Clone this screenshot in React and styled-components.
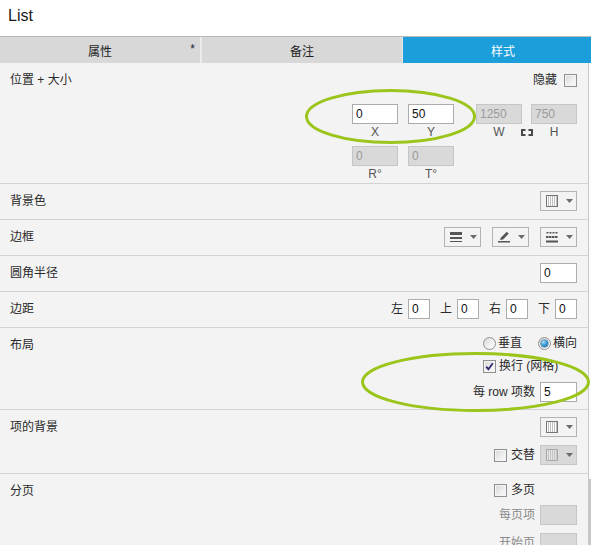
import React from 'react';
import styled, { createGlobalStyle } from 'styled-components';

const GlobalStyle = createGlobalStyle`
  html, body { margin: 0; padding: 0; background: #fff; }
  body {
    font-family: "Liberation Sans", "Noto Sans CJK SC", Arial, sans-serif;
    font-size: 12px;
    color: #333;
  }
  * { box-sizing: border-box; }
`;

const Root = styled.div`
  position: relative;
  width: 591px;
  height: 545px;
  overflow: hidden;
  background: #fff;
`;

const Header = styled.div`
  height: 37px;
  padding: 8px 8px 0;
  line-height: 16px;
  font-size: 16px;
  color: #1a1a1a;
  border-bottom: 1px solid #b9b9b9;
`;

const TabBar = styled.div`
  display: flex;
  height: 26px;
  background: #d8d8d8;
`;

const Tab = styled.div`
  position: relative;
  flex: 0 0 ${p => p.$w}px;
  display: flex;
  align-items: center;
  justify-content: center;
  background: ${p => (p.$active ? '#1b9ed9' : '#d8d8d8')};
  color: ${p => (p.$active ? '#fff' : '#222')};
  border-right: ${p => p.$sep}px solid ${p => (p.$sepColor || '#ececec')};
`;

const Star = styled.span`
  position: absolute;
  right: 5px;
  top: 5px;
  color: #223;
  font-size: 12px;
`;

const Body = styled.div`
  display: flex;
  height: 482px;
`;

const Panel = styled.div`
  flex: 1;
  background: #f3f3f3;
`;

const ScrollTrack = styled.div`
  width: 3px;
  border-left: 1px solid #c9c9c9;
  background: #fbfbfb;
  display: flex;
  flex-direction: column;
`;

const ScrollThumb = styled.div`
  margin-top: auto;
  height: 66px;
  background: #c6c6c6;
`;

const Section = styled.div`
  display: flex;
  justify-content: space-between;
  align-items: flex-start;
  padding: 7px 11px ${p => (p.$pb ?? 8)}px 10px;
  border-bottom: 1px solid #d3d3d3;
`;

const Label = styled.div`
  line-height: 20px;
  color: #2a2a2a;
`;

const Controls = styled.div`
  display: flex;
  flex-direction: column;
  align-items: flex-end;
  gap: ${p => p.$gap || 0}px;
`;

const Row = styled.div`
  display: flex;
  align-items: center;
  gap: ${p => p.$gap || 0}px;
  height: ${p => p.$h || 20}px;
  margin-top: ${p => p.$mt || 0}px;
  margin-right: ${p => p.$mr || 0}px;
  margin-bottom: ${p => p.$mb || 0}px;
`;

const Text = styled.span`
  color: ${p => (p.$muted ? '#8a8a8a' : '#2a2a2a')};
  white-space: nowrap;
  line-height: 16px;
`;

const Stack = styled.div`
  display: flex;
  flex-direction: column;
  align-items: flex-start;
  gap: ${p => p.$gap || 0}px;
`;

const Input = styled.input`
  width: ${p => p.$w || 46}px;
  height: 20px;
  margin: 0;
  padding: 0 3px;
  font-family: "Liberation Sans", Arial, sans-serif;
  font-size: 12px;
  color: #111;
  background: #fff;
  border: 1px solid #acacac;
  border-radius: 0;
  outline: none;
  &:disabled {
    background: #d9d9d9;
    border-color: #c6c6c6;
    color: #9b9b9b;
  }
`;

const FieldGrid = styled.div`
  display: grid;
  grid-template-columns: 46px 10px 46px 22px 46px 9px 46px;
  row-gap: 6px;
`;

const Field = styled.div`
  grid-column: ${p => p.$col};
  display: flex;
  flex-direction: column;
`;

const FieldLabel = styled.div`
  height: 16px;
  line-height: 16px;
  text-align: center;
  color: #555;
  font-size: 12px;
`;

const LinkCell = styled.div`
  grid-column: 6;
  grid-row: 1;
  margin-top: 20px;
  height: 16px;
  display: flex;
  align-items: center;
  justify-content: center;
  overflow: visible;
`;

const DropButton = styled.div`
  width: 37px;
  height: 20px;
  display: flex;
  align-items: center;
  justify-content: space-between;
  padding: 0 3px 0 5px;
  border: 1px solid ${p => (p.$disabled ? '#c6c6c6' : '#b3b3b3')};
  background: ${p => (p.$disabled ? '#d9d9d9' : '#f3f3f3')};
`;

const BoxCheck = styled.span`
  display: inline-flex;
  align-items: center;
  justify-content: center;
  width: 13px;
  height: 13px;
  border: 1px solid #8f9090;
  background: linear-gradient(135deg, #d6d6d6 0%, #eeeeee 55%, #fcfcfc 100%);
  box-shadow: inset 0 0 0 1px #f4f4f4;
`;

const RadioCircle = styled.span`
  display: inline-flex;
  align-items: center;
  justify-content: center;
  width: 13px;
  height: 13px;
  border-radius: 50%;
  border: 1px solid #8f9090;
  background: linear-gradient(135deg, #d9d9d9 0%, #f0f0f0 55%, #ffffff 100%);
`;

const RadioDot = styled.span`
  width: 7px;
  height: 7px;
  border-radius: 50%;
  background: radial-gradient(circle at 35% 30%, #a9e0fb 0%, #3c9ad3 45%, #145f95 100%);
  box-shadow: 0 0 0 0.5px #1c5b86;
`;

const RadioItem = styled.label`
  display: flex;
  align-items: center;
  gap: 2px;
`;

const Overlay = styled.svg`
  position: absolute;
  left: 0;
  top: 0;
  pointer-events: none;
`;

const Caret = () => (
  <svg width="7" height="4" viewBox="0 0 7 4">
    <polygon points="0,0 7,0 3.5,4" fill="#6b6b6b" />
  </svg>
);

const FillIcon = ({ faded }) => (
  <svg width="12" height="12" viewBox="0 0 12 12">
    <rect x="0.5" y="0.5" width="11" height="11" fill={faded ? '#e4e4e4' : '#fff'} stroke={faded ? '#a8a8a8' : '#757575'} />
    {[2, 4, 6, 8, 10].map(x => (
      <line key={x} x1={x + 0.5} y1="1" x2={x + 0.5} y2="11" stroke={faded ? '#c4c4c4' : '#bdbdbd'} />
    ))}
  </svg>
);

const WeightIcon = () => (
  <svg width="12" height="12" viewBox="0 0 12 12">
    <rect x="0" y="1" width="12" height="3" fill="#555" />
    <rect x="0" y="6" width="12" height="2" fill="#555" />
    <rect x="0" y="10" width="12" height="1" fill="#555" />
  </svg>
);

const PenIcon = () => (
  <svg width="12" height="12" viewBox="0 0 12 12">
    <path d="M2 9 L3 6.5 L8.8 0.8 L10.7 2.7 L5 8.4 Z" fill="#555" />
    <rect x="0" y="10" width="12" height="1.5" fill="#555" />
  </svg>
);

const DashIcon = () => (
  <svg width="12" height="12" viewBox="0 0 12 12">
    {[0, 3, 6, 9].map(x => (
      <rect key={'a' + x} x={x + 0.5} y="1" width="2" height="1.5" fill="#555" />
    ))}
    {[0, 3, 6, 9].map(x => (
      <rect key={'b' + x} x={x} y="5" width="2.5" height="2" fill="#555" />
    ))}
    <rect x="0" y="9.5" width="12" height="2" fill="#555" />
  </svg>
);

const LinkIcon = () => (
  <svg width="12" height="7" viewBox="0 0 12 7" style={{ flexShrink: 0 }}>
    <path d="M4.5 1 H1 V6 H4.5 M7.5 1 H11 V6 H7.5" fill="none" stroke="#4a4a4a" strokeWidth="2" />
  </svg>
);

const Checkbox = ({ checked }) => (
  <BoxCheck>
    {checked && (
      <svg width="9" height="9" viewBox="0 0 9 9">
        <path d="M1.2 4.6 L3.4 7.2 L7.8 1.2" fill="none" stroke="#2c2c6e" strokeWidth="1.8" />
      </svg>
    )}
  </BoxCheck>
);

const Radio = ({ checked, children }) => (
  <RadioItem>
    <RadioCircle>{checked && <RadioDot />}</RadioCircle>
    <Text>{children}</Text>
  </RadioItem>
);

const Drop = ({ icon, disabled }) => (
  <DropButton $disabled={disabled}>
    {icon}
    <Caret />
  </DropButton>
);

const PosField = ({ col, value, label, disabled }) => (
  <Field $col={col}>
    <Input $w={46} defaultValue={value} disabled={disabled} />
    <FieldLabel>{label}</FieldLabel>
  </Field>
);

export default function App() {
  return (
    <Root>
      <GlobalStyle />
      <Header>List</Header>
      <TabBar>
        <Tab $w={202} $sep={2}>属性<Star>*</Star></Tab>
        <Tab $w={201} $sep={1} $sepColor="#e6e6e6">备注</Tab>
        <Tab $w={200} $sep={0} $active>样式</Tab>
      </TabBar>
      <Body>
        <Panel>
          <Section $pb={1}>
            <Label>位置 + 大小</Label>
            <Controls>
              <Row $gap={7} $h={20} $mb={14}>
                <Text>隐藏</Text>
                <Checkbox />
              </Row>
              <FieldGrid>
                <PosField col={1} value="0" label="X" />
                <PosField col={3} value="50" label="Y" />
                <PosField col={5} value="1250" label="W" disabled />
                <LinkCell><LinkIcon /></LinkCell>
                <PosField col={7} value="750" label="H" disabled />
                <PosField col={1} value="0" label="R°" disabled />
                <PosField col={3} value="0" label="T°" disabled />
              </FieldGrid>
            </Controls>
          </Section>

          <Section>
            <Label>背景色</Label>
            <Controls>
              <Drop icon={<FillIcon />} />
            </Controls>
          </Section>

          <Section>
            <Label>边框</Label>
            <Row $gap={11}>
              <Drop icon={<WeightIcon />} />
              <Drop icon={<PenIcon />} />
              <Drop icon={<DashIcon />} />
            </Row>
          </Section>

          <Section>
            <Label>圆角半径</Label>
            <Input $w={37} defaultValue="0" />
          </Section>

          <Section>
            <Label>边距</Label>
            <Row>
              <Text>左</Text>
              <Input $w={22} defaultValue="0" style={{ marginLeft: 5 }} />
              <Text style={{ marginLeft: 10 }}>上</Text>
              <Input $w={22} defaultValue="0" style={{ marginLeft: 5 }} />
              <Text style={{ marginLeft: 10 }}>右</Text>
              <Input $w={22} defaultValue="0" style={{ marginLeft: 5 }} />
              <Text style={{ marginLeft: 10 }}>下</Text>
              <Input $w={22} defaultValue="0" style={{ marginLeft: 5 }} />
            </Row>
          </Section>

          <Section $pb={7}>
            <Label>布局</Label>
            <Controls>
              <Stack $gap={7}>
                <Row $gap={16} $h={16}>
                  <Radio>垂直</Radio>
                  <Radio checked>横向</Radio>
                </Row>
                <Row $gap={3} $h={16}>
                  <Checkbox checked />
                  <Text>换行 (网格)</Text>
                </Row>
              </Stack>
              <Row $gap={5} $mt={8}>
                <Text>每 row 项数</Text>
                <Input $w={37} defaultValue="5" />
              </Row>
            </Controls>
          </Section>

          <Section>
            <Label>项的背景</Label>
            <Controls $gap={8}>
              <Drop icon={<FillIcon />} />
              <Row>
                <Checkbox />
                <Text style={{ marginLeft: 4 }}>交替</Text>
                <div style={{ marginLeft: 5 }}>
                  <Drop icon={<FillIcon faded />} disabled />
                </div>
              </Row>
            </Controls>
          </Section>

          <Section>
            <Label>分页</Label>
            <Controls>
              <Row $gap={4} $h={18} $mr={42}>
                <Checkbox />
                <Text>多页</Text>
              </Row>
              <Row $gap={5} $mt={6}>
                <Text $muted>每页项</Text>
                <Input $w={37} disabled />
              </Row>
              <Row $gap={5} $mt={8}>
                <Text $muted>开始页</Text>
                <Input $w={37} disabled />
              </Row>
            </Controls>
          </Section>
        </Panel>
        <ScrollTrack>
          <ScrollThumb />
        </ScrollTrack>
      </Body>
      <Overlay width="591" height="545" viewBox="0 0 591 545">
        <ellipse cx="390.5" cy="116.5" rx="84" ry="26" fill="none" stroke="#9cc51c" strokeWidth="3" />
        <ellipse cx="475.5" cy="382" rx="113" ry="28.5" fill="none" stroke="#9cc51c" strokeWidth="3" />
      </Overlay>
    </Root>
  );
}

Job =
Using the listing above, locate the lines that hold "components" and copy each one.

Result =
Clone this screenshot in React and styled-components.
import styled, { createGlobalStyle } from 'styled-components';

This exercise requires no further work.